Exercise ->
From the entries provided below, copy each line that contains the word "screenshot".

'''

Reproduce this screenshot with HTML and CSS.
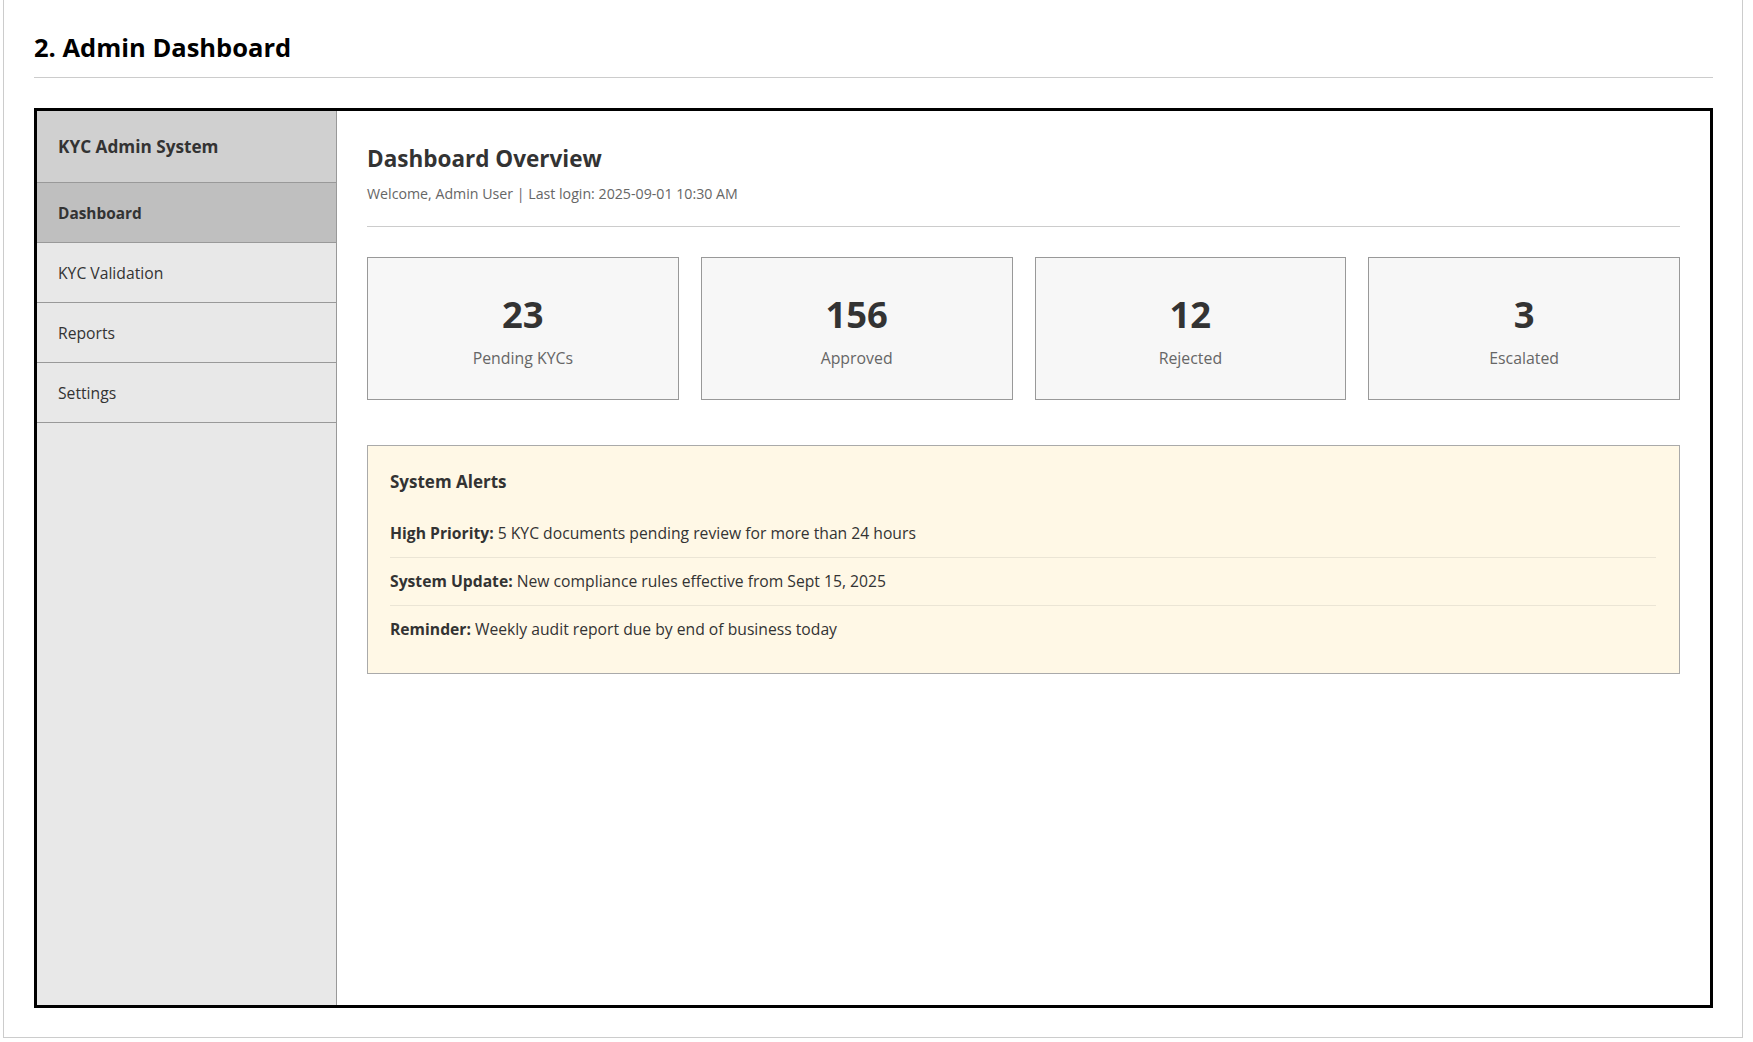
FILE: index.html
```html
<!DOCTYPE html>
<html lang="en">
<head>
<meta charset="utf-8">
<title>Admin Dashboard</title>
<link rel="stylesheet" href="styles.css">
</head>
<body>
<section class="section">
  <h1 class="section-title">2. Admin Dashboard</h1>
  <div class="frame">
    <aside class="sidebar">
      <div class="brand">KYC Admin System</div>
      <nav class="nav">
        <div class="nav-item active">Dashboard</div>
        <div class="nav-item">KYC Validation</div>
        <div class="nav-item">Reports</div>
        <div class="nav-item">Settings</div>
      </nav>
    </aside>
    <main class="main">
      <header class="main-header">
        <h2 class="main-title">Dashboard Overview</h2>
        <p class="welcome">Welcome, Admin User | Last login: 2025-09-01 10:30 AM</p>
      </header>
      <div class="stats">
        <div class="stat"><div class="stat-num">23</div><div class="stat-label">Pending KYCs</div></div>
        <div class="stat"><div class="stat-num">156</div><div class="stat-label">Approved</div></div>
        <div class="stat"><div class="stat-num">12</div><div class="stat-label">Rejected</div></div>
        <div class="stat"><div class="stat-num">3</div><div class="stat-label">Escalated</div></div>
      </div>
      <div class="alerts">
        <h3 class="alerts-title">System Alerts</h3>
        <ul class="alert-list">
          <li><b>High Priority:</b> 5 KYC documents pending review for more than 24 hours</li>
          <li><b>System Update:</b> New compliance rules effective from Sept 15, 2025</li>
          <li><b>Reminder:</b> Weekly audit report due by end of business today</li>
        </ul>
      </div>
    </main>
  </div>
</section>
</body>
</html>
```
FILE: styles.css
```css
* { box-sizing: border-box; }
html, body { margin: 0; padding: 0; background: #fff; }
body {
  font-family: "Open Sans", "Noto Sans", "DejaVu Sans", sans-serif;
  color: #333;
}
.section {
  margin-left: 3px;
  width: 1740px;
  border: 1px solid #ccc;
  border-top: 0;
  padding: 0 29px 29px 30px;
}
.section-title {
  margin: 0;
  padding: 29px 0 12px;
  font-size: 25.5px;
  line-height: 36px;
  font-weight: 700;
  color: #000;
  border-bottom: 1px solid #ccc;
}
.frame {
  margin-top: 30px;
  height: 900px;
  border: 3px solid #000;
  display: flex;
}
.sidebar {
  width: 300px;
  flex: none;
  background: #e8e8e8;
  border-right: 1px solid #999;
}
.brand {
  height: 72px;
  padding: 24px 21px 0;
  font-size: 17.2px;
  line-height: 24px;
  font-weight: 700;
  background: #d0d0d0;
  border-bottom: 1px solid #999;
}
.nav-item {
  height: 60px;
  padding: 18px 21px 0;
  font-size: 15.7px;
  line-height: 25px;
  border-bottom: 1px solid #999;
}
.nav-item.active {
  background: #bfbfbf;
  font-weight: 700;
  font-size: 15.4px;
}
.main {
  flex: 1;
  padding: 30px;
  background: #fff;
}
.main-header {
  padding-bottom: 22px;
  border-bottom: 1px solid #ccc;
}
.main-title {
  margin: 0;
  font-size: 22.5px;
  line-height: 36px;
  font-weight: 700;
  color: #333;
}
.welcome {
  margin: 7px 0 0;
  font-size: 14.2px;
  line-height: 20px;
  color: #666;
}
.stats {
  margin-top: 30px;
  display: grid;
  grid-template-columns: repeat(4, 1fr);
  gap: 22px;
}
.stat {
  height: 143px;
  padding-top: 34px;
  background: #f7f7f7;
  border: 1px solid #999;
  text-align: center;
}
.stat-num {
  font-size: 36.4px;
  line-height: 44px;
  font-weight: 700;
  color: #333;
}
.stat-label {
  margin-top: 11px;
  font-size: 15.85px;
  line-height: 22px;
  color: #666;
}
.alerts {
  margin-top: 45px;
  background: #fff8e6;
  border: 1px solid #aaa;
  padding: 24px 23px 20px 22px;
}
.alerts-title {
  margin: 0 0 16px;
  font-size: 17px;
  line-height: 24px;
  font-weight: 700;
  color: #333;
}
.alert-list {
  list-style: none;
  margin: 0;
  padding: 0;
}
.alert-list li {
  padding: 12px 0;
  font-size: 15.7px;
  line-height: 23px;
  border-bottom: 1px solid #ebe5d5;
}
.alert-list li:last-child { border-bottom: 0; }
.alert-list b { font-weight: 700; }
```
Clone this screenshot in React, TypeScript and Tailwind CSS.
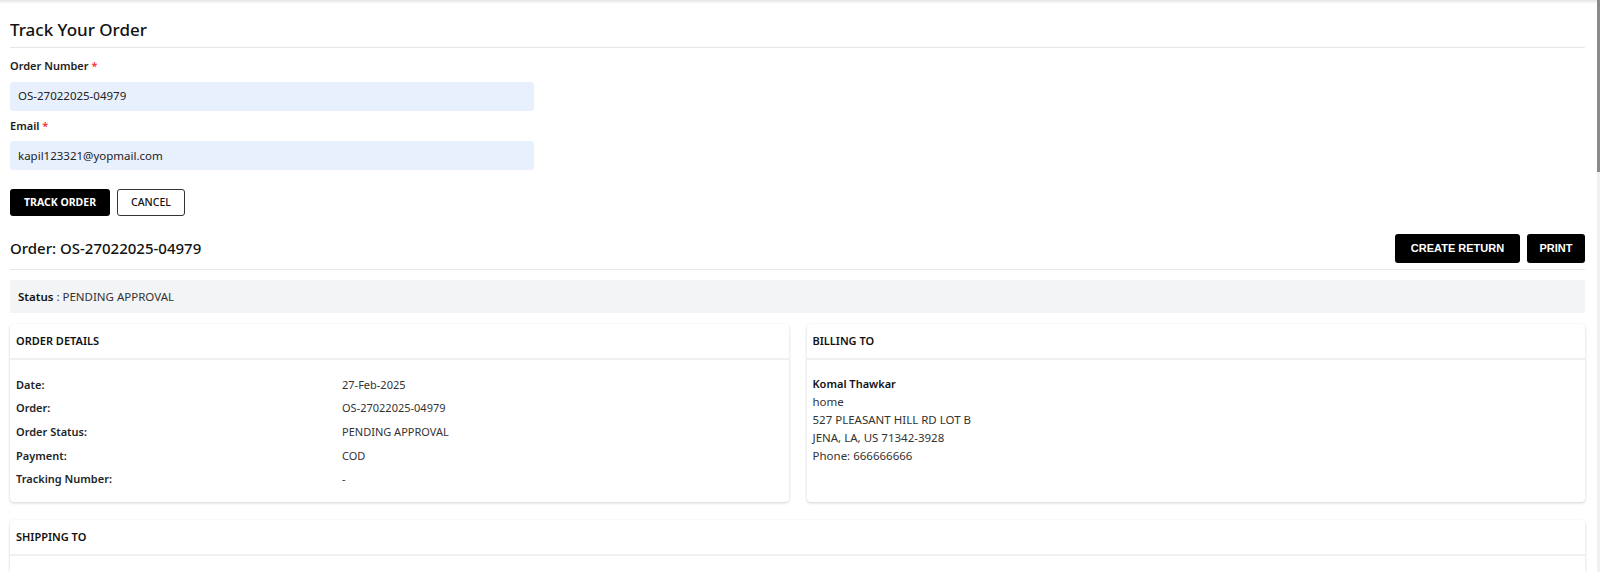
import React from "react";

const font = { fontFamily: '"Noto Sans", "Open Sans", Arial, sans-serif' };

function Row({ label, value }: { label: string; value: string }) {
  return (
    <div className="flex h-[23.7px] items-center text-[11px] text-[#212529]">
      <div className="w-[326px] font-semibold">{label}</div>
      <div className="text-[#333]">{value}</div>
    </div>
  );
}

export default function App() {
  return (
    <div className="relative h-[572px] w-[1600px] overflow-hidden bg-white" style={font}>
      <div className="absolute left-0 right-0 top-0 h-[4px] bg-gradient-to-b from-[#e5e5e5] to-white" />
      <div className="absolute right-0 top-0 h-full w-[3px] bg-[#f1f1f1]">
        <div className="h-[172px] w-full bg-[#8a8a8a]" />
      </div>
      <div className="w-[1585px] pl-[10px] pt-[18px]">
        <h1 className="h-[29px] text-[17px] font-medium leading-[24px] text-[#111]">Track Your Order</h1>
        <div className="border-b border-[#e5e7eb]" />
        <div className="mt-[10px] text-[11px] font-semibold text-[#222]">
          Order Number <span className="text-red-500">*</span>
        </div>
        <div className="mt-[7px] flex h-[29px] w-[524px] items-center rounded-[3px] bg-[#e8f0fe] pl-[8px] text-[11.5px] text-[#222]">
          OS-27022025-04979
        </div>
        <div className="mt-[7px] text-[11px] font-semibold text-[#222]">
          Email <span className="text-red-500">*</span>
        </div>
        <div className="mt-[7px] flex h-[29px] w-[524px] items-center rounded-[3px] bg-[#e8f0fe] pl-[8px] text-[11.5px] text-[#222]">
          kapil123321@yopmail.com
        </div>
        <div className="mt-[19px] flex gap-[7px]">
          <button className="h-[27px] w-[100px] rounded-[3px] bg-black text-[10.5px] font-bold text-white">TRACK ORDER</button>
          <button className="h-[27px] w-[68px] rounded-[3px] border border-[#333] bg-white text-[10.5px] font-medium text-[#111]">CANCEL</button>
        </div>
        <div className="mt-[18px] flex items-center justify-between">
          <div className="text-[15px] font-medium text-[#111]">Order: OS-27022025-04979</div>
          <div className="flex gap-[7px]">
            <button className="h-[29px] w-[125px] rounded-[3px] bg-black text-[11px] font-bold text-white" style={{ fontFamily: '"Liberation Sans", Arial, sans-serif' }}>CREATE RETURN</button>
            <button className="h-[29px] w-[58px] rounded-[3px] bg-black text-[11px] font-bold text-white" style={{ fontFamily: '"Liberation Sans", Arial, sans-serif' }}>PRINT</button>
          </div>
        </div>
        <div className="mt-[6px] border-b border-[#e5e7eb]" />
        <div className="mt-[10px] flex h-[33px] items-center bg-[#f3f4f6] pl-[8px] text-[11.5px] text-[#333]">
          <span className="font-semibold text-[#111]">Status</span>&nbsp;: PENDING APPROVAL
        </div>
        <div className="mt-[11px] grid grid-cols-2 gap-[18px]">
          <div className="h-[178px] rounded-[4px] bg-white shadow-[0_1px_3px_rgba(0,0,0,0.18)]">
            <div className="flex h-[36px] items-center border-b-2 border-[#f0f0f0] pl-[6px] text-[11px] font-semibold text-[#111]">ORDER DETAILS</div>
            <div className="px-[6px] pt-[13px]">
              <Row label="Date:" value="27-Feb-2025" />
              <Row label="Order:" value="OS-27022025-04979" />
              <Row label="Order Status:" value="PENDING APPROVAL" />
              <Row label="Payment:" value="COD" />
              <Row label="Tracking Number:" value="-" />
            </div>
          </div>
          <div className="h-[178px] rounded-[4px] bg-white shadow-[0_1px_3px_rgba(0,0,0,0.18)]">
            <div className="flex h-[36px] items-center border-b-2 border-[#f0f0f0] pl-[6px] text-[11px] font-semibold text-[#111]">BILLING TO</div>
            <div className="px-[6px] pt-[15px] text-[11.5px] leading-[18px] text-[#333]">
              <div className="text-[11px] font-semibold text-[#111]">Komal Thawkar</div>
              <div>home</div>
              <div>527 PLEASANT HILL RD LOT B</div>
              <div>JENA, LA, US 71342-3928</div>
              <div>Phone: 666666666</div>
            </div>
          </div>
        </div>
        <div className="mt-[18px] h-[80px] rounded-[4px] bg-white shadow-[0_1px_3px_rgba(0,0,0,0.18)]">
          <div className="flex h-[36px] items-center border-b-2 border-[#f0f0f0] pl-[6px] text-[11px] font-semibold text-[#111]">SHIPPING TO</div>
        </div>
      </div>
    </div>
  );
}
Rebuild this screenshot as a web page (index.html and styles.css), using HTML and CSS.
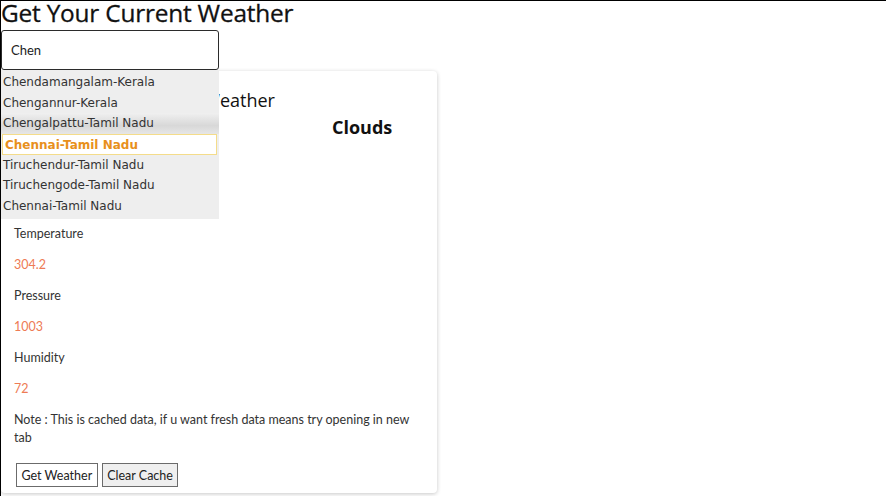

'''

Output of the exercise ->
Reproduce this screenshot with HTML and CSS.
Clone this screenshot in React, TypeScript and Tailwind CSS.
Rebuild this screenshot as a web page (index.html and styles.css), using HTML and CSS.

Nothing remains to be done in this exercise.